Opening with a song that is 7.44 in length is a brave move, but The Joy Formidable don’t care for convention, which is why the move pays off, as ‘The Everchanging Spectrum Of A Lie’ is a glorious introduction, a swirling wall of sound that assails the listener and ensures your attention is held until the last note of the album closer, the momentous ‘The Greatest Light Is The Greatest Shade’, an emotive and soaring tune.
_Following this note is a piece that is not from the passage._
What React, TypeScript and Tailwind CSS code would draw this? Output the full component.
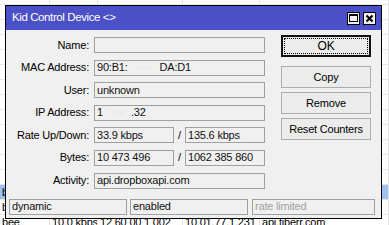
import React from 'react';

// only the cells that peek out from behind the dialog carry text
const rows = [
  ['', '', '', '', ''],
  ['', '', '', '', ''],
  ['', '', '', '', 'clients4.google.com'],
  ['', '', '', '', ''],
  ['', '', '', '', ''],
  ['', '', '', '', 'ec2.eu-west-1.compute'],
  ['', '', '', '', ''],
  ['', '', '', '', ''],
  ['', '', '', '', ''],
  ['', '', '', '', ''],
  ['', '', '', '', ''],
  ['', '', '', '', ''],
  ['', '', '', '', ''],
  ['bee', '', '', '', ''],
  ['bee', '', '', '', ''],
  ['bee', '10.0 kbps', '12 60 00 1 002', '10.01.77.1.231', 'api.tiberr.com'],
];

const colWidths = ['w-[50px]', 'w-[48px]', 'w-[85px]', 'w-[77px]', 'w-[129px]'];

function Field({ children, className = '', muted = false }: { children?: React.ReactNode; className?: string; muted?: boolean }) {
  return (
    <div
      className={`h-[16px] border border-[#a0a0a0] bg-[#f0f0f0] px-[2px] flex items-center whitespace-nowrap overflow-hidden ${
        muted ? 'text-[#a0a0a0]' : 'text-[#101010]'
      } ${className}`}
    >
      {children}
    </div>
  );
}

function Row({ label, children }: { label: string; children: React.ReactNode }) {
  return (
    <div className="flex items-center h-[16px]">
      <div className="w-[83px] text-right text-black">{label}</div>
      <div className="ml-[5px] flex items-center">{children}</div>
    </div>
  );
}

function Blur({ w }: { w: string }) {
  return (
    <span className={`inline-flex items-center justify-center ${w} h-[10px] text-[#c8c8c8]`}>
      <span className="blur-[1px]">· ··</span>
    </span>
  );
}

function Btn({ children, primary = false }: { children: React.ReactNode; primary?: boolean }) {
  return (
    <div
      className={`relative w-[90px] h-[22px] flex items-center justify-center text-black bg-[#ececec] ${
        primary ? 'border-2 border-[#111]' : 'border border-[#adadad]'
      }`}
    >
      {primary && <div className="absolute inset-[1px] border border-dotted border-black" />}
      <span className={primary ? 'text-[12px]' : ''}>{children}</span>
    </div>
  );
}

export default function App() {
  return (
    <div className="relative w-[389px] h-[225px] overflow-hidden bg-white font-['Liberation_Sans',Arial,sans-serif] text-[11px] tracking-[-0.2px] leading-none">
      {/* table behind the window */}
      <div className="mt-[-10px] flex flex-col">
        {rows.map((r, i) => (
          <div
            key={i}
            className={`flex h-[15px] border-b border-[#e8e8e8] ${i === 13 ? 'bg-[#9fc3ef]' : ''}`}
          >
            {r.map((c, j) => (
              <div
                key={j}
                className={`${colWidths[j]} shrink-0 h-full border-r border-[#e2e2e2] px-[2px] flex items-center whitespace-nowrap overflow-hidden text-black`}
              >
                {c}
              </div>
            ))}
          </div>
        ))}
      </div>

      {/* dialog window */}
      <div className="absolute left-[5px] top-[5px] w-[377px] h-[214px] border border-black bg-[#f0f0f0] flex flex-col">
        <div className="h-[24px] bg-[#4c50c6] flex items-center pl-[6px] pr-[5px] shrink-0">
          <span className="text-white text-[11.5px] tracking-[-0.4px]">Kid Control Device &lt;&gt;</span>
          <div className="ml-auto flex gap-[3px]">
            <div className="w-[13px] h-[13px] bg-[#f0f0f0] border border-black flex items-center justify-center">
              <div className="w-[9px] h-[8px] border border-black border-t-2" />
            </div>
            <div className="w-[13px] h-[13px] bg-[#f0f0f0] border border-black flex items-center justify-center">
              <svg width="9" height="9" viewBox="0 0 9 9">
                <path d="M1.5 1.5 L7.5 7.5 M7.5 1.5 L1.5 7.5" stroke="#000" strokeWidth="2" />
              </svg>
            </div>
          </div>
        </div>

        <div className="flex items-start">
          <div className="mt-[7px] flex flex-col gap-[6.6px]">
            <Row label="Name:">
              <Field className="w-[171px]" />
            </Row>
            <Row label="MAC Address:">
              <Field className="w-[171px]">
                90:B1:<Blur w="w-[32px]" />DA:D1
              </Field>
            </Row>
            <Row label="User:">
              <Field className="w-[171px]">unknown</Field>
            </Row>
            <Row label="IP Address:">
              <Field className="w-[171px]">
                1<Blur w="w-[28px]" />.32
              </Field>
            </Row>
            <Row label="Rate Up/Down:">
              <Field className="w-[80px]">33.9 kbps</Field>
              <span className="w-[11px] text-center text-black">/</span>
              <Field className="w-[80px]">135.6 kbps</Field>
            </Row>
            <Row label="Bytes:">
              <Field className="w-[80px]">10 473 496</Field>
              <span className="w-[11px] text-center text-black">/</span>
              <Field className="w-[80px]">1062 385 860</Field>
            </Row>
            <Row label="Activity:">
              <Field className="w-[171px]">api.dropboxapi.com</Field>
            </Row>
          </div>

          <div className="ml-[16px] mt-[5px] flex flex-col">
            <Btn primary>OK</Btn>
            <div className="mt-[9px] flex flex-col gap-[4px]">
              <Btn>Copy</Btn>
              <Btn>Remove</Btn>
              <Btn>Reset Counters</Btn>
            </div>
          </div>
        </div>

        <div className="mt-[10px] ml-[3px] flex">
          <Field className="w-[118px]">dynamic</Field>
          <Field className="w-[118px] ml-[3px]">enabled</Field>
          <Field className="w-[123px] ml-[4px]" muted>
            rate limited
          </Field>
        </div>
      </div>
    </div>
  );
}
The album is crammed with fantastic hits, some of which fans will know from being live favourites or from being on their previous EP, ‘A Balloon Called Moaning’. You could say they were struggling for material, but you’d be wrong, and when songs are as good as ‘The Greatest Light Is The Greatest Shade’, ‘Cradle’, ‘Austere’ and ‘Whirring’, you simply can’t leave them out. ‘Austere’ is a brilliant song, utilising the wall of noise style the band use all over this album, but done in a gradual manner, building up to it throughout, making it a whirlwind of a song. Other tunes, such as ‘Buoy’, ‘I Don’t Want To See You Like This’ and ‘Chapter 2’ use the same style to great effect, nay, amazing effect. Listening to these tunes is a fantastic experience, and something not many bands can offer. The best is placed right in the middle of the album though, with the stupendous genius of ‘Whirring’, a 6.47 tune that simply blows the listener away. Words cannot do it justice, so you’ll just have to go and listen to it. Right now.
This album is so good that the band appeared on a string of festivals in 2011, including Reading and Leeds, Glastonbury and Lollapalooza. This album is so good that the band were asked to appear on ‘The Late Show With David Letterman’ in America. This album is so good that the Foo Fighters personally asked them to be the opening act for the Foos 2011 Autumn/Winter tour. Need I go on? Quite simply this is a stunning album, a work of utter genius, and that’s why it’s the number 1 album of 2011.